# DO THIS
Your task is to output the listing word for word, with pictures excluded.
>> START STORED DATA
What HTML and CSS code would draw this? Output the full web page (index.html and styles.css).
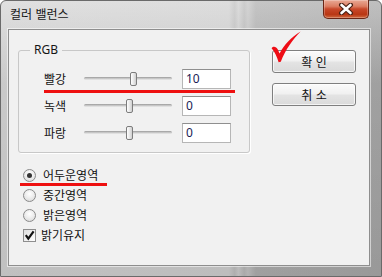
FILE: index.html
```html
<!DOCTYPE html>
<html lang="ko">
<head>
<meta charset="utf-8">
<title>컬러 밸런스</title>
<link rel="stylesheet" href="styles.css">
</head>
<body>
<div class="window">
  <div class="titlebar">
    <span class="title">컬러 밸런스</span>
    <div class="close">
      <svg width="16" height="12" viewBox="0 0 16 12">
        <path d="M3.5 2 L12.5 10 M12.5 2 L3.5 10" stroke="#4a2216" stroke-width="5" stroke-linecap="round"/>
        <path d="M3.5 2 L12.5 10 M12.5 2 L3.5 10" stroke="#ffffff" stroke-width="2.6" stroke-linecap="round"/>
      </svg>
    </div>
  </div>
  <div class="client">
    <div class="left">
      <fieldset class="group">
        <legend>RGB</legend>
        <div class="row">
          <span class="label">빨강</span>
          <div class="slider"><div class="track"></div><div class="thumb" style="left:46px"></div></div>
          <div class="num">10</div>
          <div class="mark mark-row"></div>
        </div>
        <div class="row">
          <span class="label">녹색</span>
          <div class="slider"><div class="track"></div><div class="thumb" style="left:42px"></div></div>
          <div class="num">0</div>
        </div>
        <div class="row">
          <span class="label">파랑</span>
          <div class="slider"><div class="track"></div><div class="thumb" style="left:42px"></div></div>
          <div class="num">0</div>
        </div>
      </fieldset>
      <div class="options">
        <div class="opt"><span class="radio checked"></span><span>어두운영역</span><div class="mark mark-opt"></div></div>
        <div class="opt"><span class="radio"></span><span>중간영역</span></div>
        <div class="opt"><span class="radio"></span><span>밝은영역</span></div>
        <div class="opt"><span class="check"><svg width="11" height="11" viewBox="0 0 11 11"><path d="M1.8 5.2 L4.3 8.6 L9.6 1.4" fill="none" stroke="#111" stroke-width="2.2"/></svg></span><span class="chk-text">밝기유지</span></div>
      </div>
    </div>
    <div class="buttons">
      <svg class="tick" width="30" height="32" viewBox="0 0 30 32">
        <path d="M0.6 17.2 C2.4 14.8 5.2 15.6 6.8 18.6 L8.6 22.4 C13 14 20 6.5 29.6 0.6 C22 8.5 14.5 18.5 9.8 30.8 L7.6 31.2 C6.2 26 3.8 21 0.6 17.2 Z" fill="#ee0d16"/>
      </svg>
      <div class="btn">확 인</div>
      <div class="btn">취 소</div>
    </div>
  </div>
</div>
</body>
</html>
```

FILE: styles.css
```css
* { box-sizing: border-box; }
html, body { margin: 0; padding: 0; }
body {
  width: 382px;
  height: 277px;
  overflow: hidden;
  background: #ffffff;
  font-family: "Noto Sans CJK KR", "Noto Sans", sans-serif;
  font-size: 12px;
  color: #111;
}
.window {
  width: 382px;
  height: 277px;
  border: 1px solid #6a6a6a;
  border-radius: 6px 6px 0 0;
  padding: 0 11px 10px 7px;
  display: flex;
  flex-direction: column;
  background:
    linear-gradient(to bottom, rgba(255,255,255,0.25), rgba(0,0,0,0.06) 30%, rgba(0,0,0,0.1)),
    linear-gradient(to right, #d6d6d6 0%, #d2d2d2 60%, #c2c2c2 61.5%, #d0d0d0 62.5%, #bcbcbc 64%, #c6c6c6 65%, #b2b2b2 67%, #aaaaaa 100%);
}
.titlebar {
  height: 28px;
  display: flex;
  justify-content: space-between;
  align-items: flex-start;
  padding-left: 2px;
}
.title {
  line-height: 26px;
  font-size: 12px;
  color: #151515;
}
.close {
  width: 46px;
  height: 19px;
  margin-top: -1px;
  margin-right: 1px;
  border: 1px solid #6a2616;
  border-top: none;
  border-radius: 0 0 5px 5px;
  background: linear-gradient(to bottom, #e9a995 0%, #dc7e63 35%, #c8482a 50%, #b93714 80%, #cf6a40 100%);
  display: flex;
  align-items: center;
  justify-content: center;
  box-shadow: inset 0 0 0 1px rgba(255,255,255,0.25);
}
.client {
  flex: 1;
  background: #f1f1f1;
  border: 1px solid #8e8e8e;
  box-shadow: 0 0 0 1px rgba(255,255,255,0.55);
  display: flex;
  align-items: flex-start;
  padding: 13px 0 0 9px;
}
.left { width: 232px; }
.group {
  margin: 0;
  width: 232px;
  min-width: 0;
  padding: 12px 18px 9px 11px;
  border: 1px solid #c8c8c8;
  border-radius: 3px;
  box-shadow: 1px 1px 0 #ffffff;
}
.group legend {
  padding: 0 4px;
  line-height: 14px;
  font-family: "Noto Sans", sans-serif;
  font-size: 12px;
  color: #151515;
}
.row {
  position: relative;
  display: flex;
  align-items: center;
  height: 20px;
  margin-left: 14px;
}
.row + .row { margin-top: 7px; }
.label { width: 40px; line-height: 20px; }
.slider {
  position: relative;
  width: 88px;
  height: 20px;
  margin-right: 10px;
}
.track {
  margin-top: 8px;
  height: 3px;
  border-radius: 2px;
  background: linear-gradient(to bottom, #9a9a9a, #cfcfcf 60%, #ececec);
}
.thumb {
  position: absolute;
  top: 3px;
  width: 7px;
  height: 14px;
  border: 1px solid #7c7c7c;
  border-radius: 2px;
  background: linear-gradient(to right, #ffffff, #e4e4e4 60%, #cfcfcf);
}
.num {
  width: 49px;
  height: 20px;
  border: 1px solid #b6b6b6;
  border-top-color: #8f8f8f;
  background: #ffffff;
  padding: 0 3px;
  font-family: "Noto Sans", sans-serif;
  font-size: 12px;
  line-height: 18px;
  color: #1b1b55;
}
.mark {
  position: absolute;
  height: 3px;
  background: #ee1010;
}
.mark-row { left: 0; top: 21px; width: 191px; }
.options {
  margin-top: 12px;
  margin-left: 5px;
  display: flex;
  flex-direction: column;
}
.opt {
  position: relative;
  display: flex;
  align-items: center;
  height: 20px;
  line-height: 20px;
}
.mark-opt { left: -3px; top: 18px; width: 87px; }
.radio {
  position: relative;
  width: 13px;
  height: 13px;
  margin-right: 7px;
  border-radius: 50%;
  border: 1px solid #8a8a8a;
  background: radial-gradient(circle at 50% 35%, #ffffff 0%, #eeeeee 45%, #d4d4d4 100%);
}
.radio.checked::after {
  content: "";
  position: absolute;
  left: 3px;
  top: 3px;
  width: 5px;
  height: 5px;
  border-radius: 50%;
  background: #333333;
}
.check {
  width: 13px;
  height: 13px;
  margin-right: 5px;
  border: 1px solid #8e8e8e;
  background: linear-gradient(135deg, #dedede, #ffffff);
  display: flex;
  align-items: center;
  justify-content: center;
}
.buttons {
  position: relative;
  margin-left: 22px;
  margin-top: 7px;
  display: flex;
  flex-direction: column;
  gap: 10px;
}
.tick {
  position: absolute;
  left: -1px;
  top: -19px;
  z-index: 2;
}
.btn {
  width: 84px;
  height: 23px;
  border: 1px solid #7f7f7f;
  border-radius: 3px;
  background: linear-gradient(to bottom, #fbfbfb 0%, #f1f1f1 45%, #e3e3e3 55%, #dadada 100%);
  box-shadow: inset 0 0 0 1px rgba(255,255,255,0.7);
  text-align: center;
  line-height: 21px;
  font-size: 12px;
  color: #111;
}
```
>> END STORED DATA
# SOLUTION BELOW
What HTML and CSS code would draw this? Output the full web page (index.html and styles.css).
FILE: index.html
```html
<!DOCTYPE html>
<html lang="ko">
<head>
<meta charset="utf-8">
<title>컬러 밸런스</title>
<link rel="stylesheet" href="styles.css">
</head>
<body>
<div class="window">
  <div class="titlebar">
    <span class="title">컬러 밸런스</span>
    <div class="close">
      <svg width="16" height="12" viewBox="0 0 16 12">
        <path d="M3.5 2 L12.5 10 M12.5 2 L3.5 10" stroke="#4a2216" stroke-width="5" stroke-linecap="round"/>
        <path d="M3.5 2 L12.5 10 M12.5 2 L3.5 10" stroke="#ffffff" stroke-width="2.6" stroke-linecap="round"/>
      </svg>
    </div>
  </div>
  <div class="client">
    <div class="left">
      <fieldset class="group">
        <legend>RGB</legend>
        <div class="row">
          <span class="label">빨강</span>
          <div class="slider"><div class="track"></div><div class="thumb" style="left:46px"></div></div>
          <div class="num">10</div>
          <div class="mark mark-row"></div>
        </div>
        <div class="row">
          <span class="label">녹색</span>
          <div class="slider"><div class="track"></div><div class="thumb" style="left:42px"></div></div>
          <div class="num">0</div>
        </div>
        <div class="row">
          <span class="label">파랑</span>
          <div class="slider"><div class="track"></div><div class="thumb" style="left:42px"></div></div>
          <div class="num">0</div>
        </div>
      </fieldset>
      <div class="options">
        <div class="opt"><span class="radio checked"></span><span>어두운영역</span><div class="mark mark-opt"></div></div>
        <div class="opt"><span class="radio"></span><span>중간영역</span></div>
        <div class="opt"><span class="radio"></span><span>밝은영역</span></div>
        <div class="opt"><span class="check"><svg width="11" height="11" viewBox="0 0 11 11"><path d="M1.8 5.2 L4.3 8.6 L9.6 1.4" fill="none" stroke="#111" stroke-width="2.2"/></svg></span><span class="chk-text">밝기유지</span></div>
      </div>
    </div>
    <div class="buttons">
      <svg class="tick" width="30" height="32" viewBox="0 0 30 32">
        <path d="M0.6 17.2 C2.4 14.8 5.2 15.6 6.8 18.6 L8.6 22.4 C13 14 20 6.5 29.6 0.6 C22 8.5 14.5 18.5 9.8 30.8 L7.6 31.2 C6.2 26 3.8 21 0.6 17.2 Z" fill="#ee0d16"/>
      </svg>
      <div class="btn">확 인</div>
      <div class="btn">취 소</div>
    </div>
  </div>
</div>
</body>
</html>
```

FILE: styles.css
```css
* { box-sizing: border-box; }
html, body { margin: 0; padding: 0; }
body {
  width: 382px;
  height: 277px;
  overflow: hidden;
  background: #ffffff;
  font-family: "Noto Sans CJK KR", "Noto Sans", sans-serif;
  font-size: 12px;
  color: #111;
}
.window {
  width: 382px;
  height: 277px;
  border: 1px solid #6a6a6a;
  border-radius: 6px 6px 0 0;
  padding: 0 11px 10px 7px;
  display: flex;
  flex-direction: column;
  background:
    linear-gradient(to bottom, rgba(255,255,255,0.25), rgba(0,0,0,0.06) 30%, rgba(0,0,0,0.1)),
    linear-gradient(to right, #d6d6d6 0%, #d2d2d2 60%, #c2c2c2 61.5%, #d0d0d0 62.5%, #bcbcbc 64%, #c6c6c6 65%, #b2b2b2 67%, #aaaaaa 100%);
}
.titlebar {
  height: 28px;
  display: flex;
  justify-content: space-between;
  align-items: flex-start;
  padding-left: 2px;
}
.title {
  line-height: 26px;
  font-size: 12px;
  color: #151515;
}
.close {
  width: 46px;
  height: 19px;
  margin-top: -1px;
  margin-right: 1px;
  border: 1px solid #6a2616;
  border-top: none;
  border-radius: 0 0 5px 5px;
  background: linear-gradient(to bottom, #e9a995 0%, #dc7e63 35%, #c8482a 50%, #b93714 80%, #cf6a40 100%);
  display: flex;
  align-items: center;
  justify-content: center;
  box-shadow: inset 0 0 0 1px rgba(255,255,255,0.25);
}
.client {
  flex: 1;
  background: #f1f1f1;
  border: 1px solid #8e8e8e;
  box-shadow: 0 0 0 1px rgba(255,255,255,0.55);
  display: flex;
  align-items: flex-start;
  padding: 13px 0 0 9px;
}
.left { width: 232px; }
.group {
  margin: 0;
  width: 232px;
  min-width: 0;
  padding: 12px 18px 9px 11px;
  border: 1px solid #c8c8c8;
  border-radius: 3px;
  box-shadow: 1px 1px 0 #ffffff;
}
.group legend {
  padding: 0 4px;
  line-height: 14px;
  font-family: "Noto Sans", sans-serif;
  font-size: 12px;
  color: #151515;
}
.row {
  position: relative;
  display: flex;
  align-items: center;
  height: 20px;
  margin-left: 14px;
}
.row + .row { margin-top: 7px; }
.label { width: 40px; line-height: 20px; }
.slider {
  position: relative;
  width: 88px;
  height: 20px;
  margin-right: 10px;
}
.track {
  margin-top: 8px;
  height: 3px;
  border-radius: 2px;
  background: linear-gradient(to bottom, #9a9a9a, #cfcfcf 60%, #ececec);
}
.thumb {
  position: absolute;
  top: 3px;
  width: 7px;
  height: 14px;
  border: 1px solid #7c7c7c;
  border-radius: 2px;
  background: linear-gradient(to right, #ffffff, #e4e4e4 60%, #cfcfcf);
}
.num {
  width: 49px;
  height: 20px;
  border: 1px solid #b6b6b6;
  border-top-color: #8f8f8f;
  background: #ffffff;
  padding: 0 3px;
  font-family: "Noto Sans", sans-serif;
  font-size: 12px;
  line-height: 18px;
  color: #1b1b55;
}
.mark {
  position: absolute;
  height: 3px;
  background: #ee1010;
}
.mark-row { left: 0; top: 21px; width: 191px; }
.options {
  margin-top: 12px;
  margin-left: 5px;
  display: flex;
  flex-direction: column;
}
.opt {
  position: relative;
  display: flex;
  align-items: center;
  height: 20px;
  line-height: 20px;
}
.mark-opt { left: -3px; top: 18px; width: 87px; }
.radio {
  position: relative;
  width: 13px;
  height: 13px;
  margin-right: 7px;
  border-radius: 50%;
  border: 1px solid #8a8a8a;
  background: radial-gradient(circle at 50% 35%, #ffffff 0%, #eeeeee 45%, #d4d4d4 100%);
}
.radio.checked::after {
  content: "";
  position: absolute;
  left: 3px;
  top: 3px;
  width: 5px;
  height: 5px;
  border-radius: 50%;
  background: #333333;
}
.check {
  width: 13px;
  height: 13px;
  margin-right: 5px;
  border: 1px solid #8e8e8e;
  background: linear-gradient(135deg, #dedede, #ffffff);
  display: flex;
  align-items: center;
  justify-content: center;
}
.buttons {
  position: relative;
  margin-left: 22px;
  margin-top: 7px;
  display: flex;
  flex-direction: column;
  gap: 10px;
}
.tick {
  position: absolute;
  left: -1px;
  top: -19px;
  z-index: 2;
}
.btn {
  width: 84px;
  height: 23px;
  border: 1px solid #7f7f7f;
  border-radius: 3px;
  background: linear-gradient(to bottom, #fbfbfb 0%, #f1f1f1 45%, #e3e3e3 55%, #dadada 100%);
  box-shadow: inset 0 0 0 1px rgba(255,255,255,0.7);
  text-align: center;
  line-height: 21px;
  font-size: 12px;
  color: #111;
}
```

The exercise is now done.